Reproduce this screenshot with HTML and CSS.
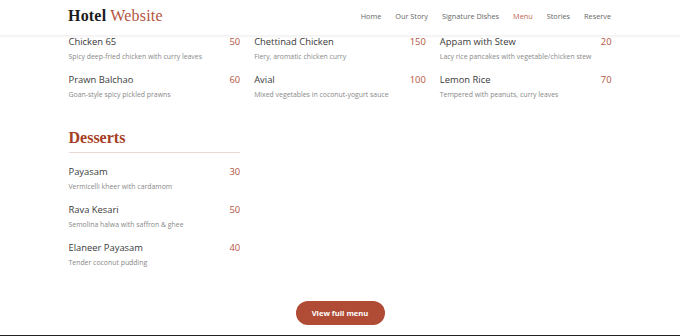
FILE: index.html
```html
<!DOCTYPE html>
<html lang="en">
<head>
<meta charset="utf-8">
<title>Hotel Website - Menu</title>
<link rel="stylesheet" href="styles.css">
</head>
<body>
<header class="site-header">
  <div class="logo"><span class="logo-dark">Hotel</span> <span class="logo-accent">Website</span></div>
  <nav class="nav">
    <a href="#">Home</a>
    <a href="#">Our Story</a>
    <a href="#">Signature Dishes</a>
    <a href="#" class="active">Menu</a>
    <a href="#">Stories</a>
    <a href="#">Reserve</a>
  </nav>
</header>
<main class="content">
  <section class="grid">
    <div class="col">
      <div class="item"><div class="row"><span class="name">Chicken 65</span><span class="price">50</span></div><p class="desc">Spicy deep-fried chicken with curry leaves</p></div>
      <div class="item"><div class="row"><span class="name">Prawn Balchao</span><span class="price">60</span></div><p class="desc">Goan-style spicy pickled prawns</p></div>
    </div>
    <div class="col">
      <div class="item"><div class="row"><span class="name">Chettinad Chicken</span><span class="price">150</span></div><p class="desc">Fiery, aromatic chicken curry</p></div>
      <div class="item"><div class="row"><span class="name">Avial</span><span class="price">100</span></div><p class="desc">Mixed vegetables in coconut-yogurt sauce</p></div>
    </div>
    <div class="col">
      <div class="item"><div class="row"><span class="name">Appam with Stew</span><span class="price">20</span></div><p class="desc">Lacy rice pancakes with vegetable/chicken stew</p></div>
      <div class="item"><div class="row"><span class="name">Lemon Rice</span><span class="price">70</span></div><p class="desc">Tempered with peanuts, curry leaves</p></div>
    </div>
  </section>
  <section class="grid desserts">
    <div class="col">
      <h2 class="section-title">Desserts</h2>
      <div class="item"><div class="row"><span class="name">Payasam</span><span class="price">30</span></div><p class="desc">Vermicelli kheer with cardamom</p></div>
      <div class="item"><div class="row"><span class="name">Rava Kesari</span><span class="price">50</span></div><p class="desc">Semolina halwa with saffron &amp; ghee</p></div>
      <div class="item"><div class="row"><span class="name">Elaneer Payasam</span><span class="price">40</span></div><p class="desc">Tender coconut pudding</p></div>
    </div>
  </section>
  <div class="cta"><a href="#" class="btn">View full menu</a></div>
</main>
<footer class="footer"></footer>
</body>
</html>
```
FILE: styles.css
```css
* { box-sizing: border-box; }
html, body { margin: 0; padding: 0; background: #fff; }
body { font-family: "Open Sans", "Noto Sans", sans-serif; color: #333; }
a { text-decoration: none; }

.site-header {
  height: 36px;
  display: flex;
  align-items: center;
  justify-content: space-between;
  padding: 0 69px 3px 68px;
  box-shadow: 0 1px 2px rgba(0,0,0,0.05);
  border-bottom: 1px solid #f3f3f3;
}
.logo { font-family: "Liberation Serif", serif; font-size: 16px; letter-spacing: 0.2px; }
.logo-dark { color: #1c1c1c; font-weight: 700; }
.logo-accent { color: #b4543e; }
.nav { display: flex; gap: 14px; }
.nav a { font-size: 7.3px; color: #666; }
.nav a.active { color: #c0664f; }

.content { width: 543px; margin: 0 auto; }
.grid { display: grid; grid-template-columns: repeat(3, 1fr); column-gap: 14px; }
.grid:first-child { margin-top: -3px; }
.item { margin-bottom: 7px; }
.row { display: flex; justify-content: space-between; align-items: center; height: 16px; }
.name { font-size: 9.4px; color: #3a3a3a; font-weight: 500; }
.price { font-size: 9.4px; color: #b4543e; }
.desc { margin: 0; padding-top: 1px; font-size: 6.9px; line-height: 14px; color: #888; }

.desserts { margin-top: 17px; }
.section-title {
  margin: 0 0 10px;
  font-family: "Liberation Serif", serif;
  font-size: 16px;
  line-height: 24px;
  font-weight: 700;
  color: #a53e24;
  padding-bottom: 2px;
  border-bottom: 1px solid #e9d9d2;
}
.cta { display: flex; justify-content: center; margin-top: 24px; }
.btn {
  display: inline-flex;
  align-items: center;
  justify-content: center;
  width: 89px;
  height: 24px;
  border-radius: 12px;
  background: #b04b35;
  color: #fff;
  font-size: 7.6px;
  font-weight: 700;
}
.footer { height: 10px; background: #222; margin-top: 10px; }
```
|---|
The task
Pick out each line above that includes "with" and show it.

Response for this exercise
Reproduce this screenshot with HTML and CSS.
      <div class="item"><div class="row"><span class="name">Chicken 65</span><span class="price">50</span></div><p class="desc">Spicy deep-fried chicken with curry leaves</p></div>
      <div class="item"><div class="row"><span class="name">Appam with Stew</span><span class="price">20</span></div><p class="desc">Lacy rice pancakes with vegetable/chicken stew</p></div>
      <div class="item"><div class="row"><span class="name">Lemon Rice</span><span class="price">70</span></div><p class="desc">Tempered with peanuts, curry leaves</p></div>
      <div class="item"><div class="row"><span class="name">Payasam</span><span class="price">30</span></div><p class="desc">Vermicelli kheer with cardamom</p></div>
      <div class="item"><div class="row"><span class="name">Rava Kesari</span><span class="price">50</span></div><p class="desc">Semolina halwa with saffron &amp; ghee</p></div>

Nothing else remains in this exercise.